What is expected » Check every line below for the string "components", and copy the lines that contain it.

========

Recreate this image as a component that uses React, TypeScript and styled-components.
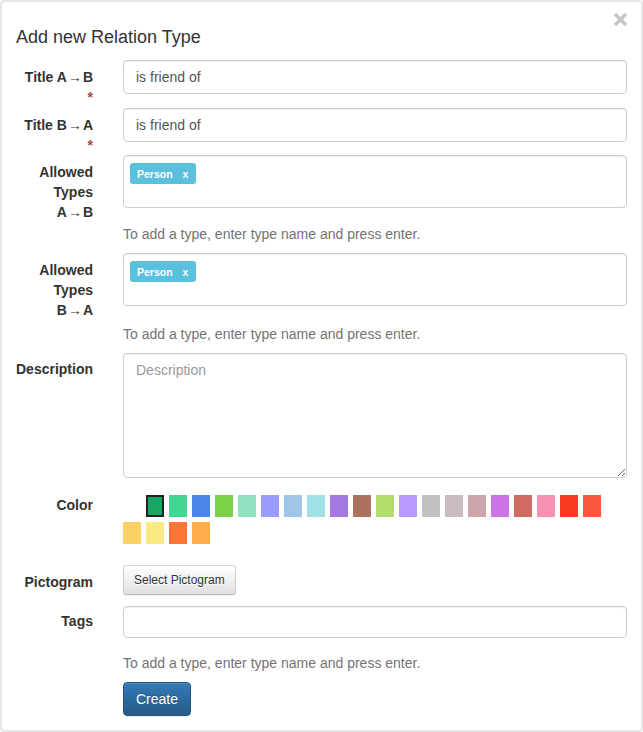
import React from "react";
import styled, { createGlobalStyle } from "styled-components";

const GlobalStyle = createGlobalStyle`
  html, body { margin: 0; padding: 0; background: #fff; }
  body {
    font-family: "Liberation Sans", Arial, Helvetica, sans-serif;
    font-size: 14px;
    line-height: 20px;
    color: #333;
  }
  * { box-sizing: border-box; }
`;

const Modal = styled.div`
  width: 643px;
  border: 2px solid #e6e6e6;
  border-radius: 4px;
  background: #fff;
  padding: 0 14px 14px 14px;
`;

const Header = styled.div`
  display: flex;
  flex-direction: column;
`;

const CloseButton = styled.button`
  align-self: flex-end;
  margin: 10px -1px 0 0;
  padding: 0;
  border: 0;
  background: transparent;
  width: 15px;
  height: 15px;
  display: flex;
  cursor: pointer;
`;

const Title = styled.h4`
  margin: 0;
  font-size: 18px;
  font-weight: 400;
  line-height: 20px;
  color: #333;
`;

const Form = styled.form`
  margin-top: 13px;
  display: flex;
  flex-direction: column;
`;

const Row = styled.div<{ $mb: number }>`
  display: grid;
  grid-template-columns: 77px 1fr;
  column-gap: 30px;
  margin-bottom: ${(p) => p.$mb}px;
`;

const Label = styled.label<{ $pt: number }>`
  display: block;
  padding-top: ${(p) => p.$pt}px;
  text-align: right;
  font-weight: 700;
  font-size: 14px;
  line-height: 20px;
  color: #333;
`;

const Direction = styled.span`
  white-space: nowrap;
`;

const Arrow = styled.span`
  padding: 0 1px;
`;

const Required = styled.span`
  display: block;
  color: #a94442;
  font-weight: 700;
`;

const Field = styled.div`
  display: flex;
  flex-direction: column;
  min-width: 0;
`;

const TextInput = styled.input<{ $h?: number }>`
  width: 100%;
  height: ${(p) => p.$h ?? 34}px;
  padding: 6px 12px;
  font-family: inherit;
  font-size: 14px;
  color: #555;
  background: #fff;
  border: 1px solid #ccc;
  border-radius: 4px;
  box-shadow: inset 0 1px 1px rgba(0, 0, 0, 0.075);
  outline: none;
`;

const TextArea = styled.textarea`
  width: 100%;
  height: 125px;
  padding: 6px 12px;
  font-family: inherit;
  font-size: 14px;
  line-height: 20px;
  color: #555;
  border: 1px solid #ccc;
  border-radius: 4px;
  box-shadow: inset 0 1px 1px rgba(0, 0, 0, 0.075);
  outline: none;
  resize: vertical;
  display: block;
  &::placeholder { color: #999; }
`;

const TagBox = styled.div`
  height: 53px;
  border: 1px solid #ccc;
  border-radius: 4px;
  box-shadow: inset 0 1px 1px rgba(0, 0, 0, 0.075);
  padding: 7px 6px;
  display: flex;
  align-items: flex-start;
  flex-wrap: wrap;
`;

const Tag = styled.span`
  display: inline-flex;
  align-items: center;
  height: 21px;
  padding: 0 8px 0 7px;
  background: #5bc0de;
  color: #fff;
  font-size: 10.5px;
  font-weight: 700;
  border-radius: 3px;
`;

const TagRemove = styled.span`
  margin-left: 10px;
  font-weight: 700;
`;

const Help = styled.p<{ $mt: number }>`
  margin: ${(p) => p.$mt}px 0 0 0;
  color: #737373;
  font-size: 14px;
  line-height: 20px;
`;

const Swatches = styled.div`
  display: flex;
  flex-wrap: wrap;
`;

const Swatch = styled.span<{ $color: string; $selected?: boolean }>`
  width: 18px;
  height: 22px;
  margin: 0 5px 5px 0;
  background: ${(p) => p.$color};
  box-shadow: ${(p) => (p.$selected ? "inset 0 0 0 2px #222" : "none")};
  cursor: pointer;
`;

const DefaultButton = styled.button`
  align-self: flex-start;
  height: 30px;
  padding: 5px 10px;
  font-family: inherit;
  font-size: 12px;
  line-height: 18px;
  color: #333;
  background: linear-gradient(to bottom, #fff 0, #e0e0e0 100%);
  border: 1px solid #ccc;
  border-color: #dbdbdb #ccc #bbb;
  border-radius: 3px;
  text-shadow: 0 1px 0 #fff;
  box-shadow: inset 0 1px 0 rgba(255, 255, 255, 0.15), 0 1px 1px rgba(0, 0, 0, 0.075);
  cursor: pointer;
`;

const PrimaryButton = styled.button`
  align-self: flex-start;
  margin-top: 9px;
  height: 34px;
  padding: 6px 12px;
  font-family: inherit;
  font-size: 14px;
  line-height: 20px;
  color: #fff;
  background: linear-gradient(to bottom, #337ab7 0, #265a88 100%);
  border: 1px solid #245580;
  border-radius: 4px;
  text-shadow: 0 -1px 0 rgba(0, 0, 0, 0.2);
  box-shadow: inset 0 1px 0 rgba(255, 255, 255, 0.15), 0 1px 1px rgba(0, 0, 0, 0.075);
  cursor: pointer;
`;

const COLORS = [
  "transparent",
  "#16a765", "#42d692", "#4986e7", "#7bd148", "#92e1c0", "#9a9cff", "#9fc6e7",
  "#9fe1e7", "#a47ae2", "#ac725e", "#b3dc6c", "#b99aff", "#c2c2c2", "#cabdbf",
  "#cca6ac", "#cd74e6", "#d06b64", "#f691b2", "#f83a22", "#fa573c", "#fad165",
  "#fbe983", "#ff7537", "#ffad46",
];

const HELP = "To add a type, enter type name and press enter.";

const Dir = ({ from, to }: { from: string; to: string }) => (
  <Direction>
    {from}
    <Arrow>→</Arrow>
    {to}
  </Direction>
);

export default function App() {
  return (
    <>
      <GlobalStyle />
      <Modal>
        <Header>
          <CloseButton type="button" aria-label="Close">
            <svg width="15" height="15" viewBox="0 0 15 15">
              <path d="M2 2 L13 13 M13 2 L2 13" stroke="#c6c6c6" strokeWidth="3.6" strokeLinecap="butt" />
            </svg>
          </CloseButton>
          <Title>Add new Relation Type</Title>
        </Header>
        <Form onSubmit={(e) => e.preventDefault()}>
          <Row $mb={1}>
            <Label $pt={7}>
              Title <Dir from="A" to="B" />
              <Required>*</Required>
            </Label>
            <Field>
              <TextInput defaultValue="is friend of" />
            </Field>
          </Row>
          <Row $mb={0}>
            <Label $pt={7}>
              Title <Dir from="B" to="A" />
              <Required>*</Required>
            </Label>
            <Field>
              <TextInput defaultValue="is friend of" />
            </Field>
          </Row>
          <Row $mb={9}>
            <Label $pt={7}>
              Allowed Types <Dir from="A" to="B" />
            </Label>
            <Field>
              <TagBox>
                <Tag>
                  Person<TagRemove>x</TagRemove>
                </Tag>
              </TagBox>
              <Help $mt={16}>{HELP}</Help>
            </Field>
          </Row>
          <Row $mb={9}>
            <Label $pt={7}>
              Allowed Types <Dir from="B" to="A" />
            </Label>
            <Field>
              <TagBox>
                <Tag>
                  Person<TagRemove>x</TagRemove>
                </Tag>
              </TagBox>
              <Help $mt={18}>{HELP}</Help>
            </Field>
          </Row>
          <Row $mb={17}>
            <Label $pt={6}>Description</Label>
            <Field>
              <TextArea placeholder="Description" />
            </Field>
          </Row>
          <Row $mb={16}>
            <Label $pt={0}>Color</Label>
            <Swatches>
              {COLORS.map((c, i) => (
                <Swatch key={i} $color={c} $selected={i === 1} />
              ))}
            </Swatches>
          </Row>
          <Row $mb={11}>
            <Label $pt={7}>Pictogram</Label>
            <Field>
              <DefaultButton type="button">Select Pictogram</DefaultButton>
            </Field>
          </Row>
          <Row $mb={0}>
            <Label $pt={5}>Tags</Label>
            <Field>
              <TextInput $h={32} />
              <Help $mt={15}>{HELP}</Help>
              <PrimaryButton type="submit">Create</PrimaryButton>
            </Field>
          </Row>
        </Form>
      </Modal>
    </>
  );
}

========

Response »
Recreate this image as a component that uses React, TypeScript and styled-components.
import styled, { createGlobalStyle } from "styled-components";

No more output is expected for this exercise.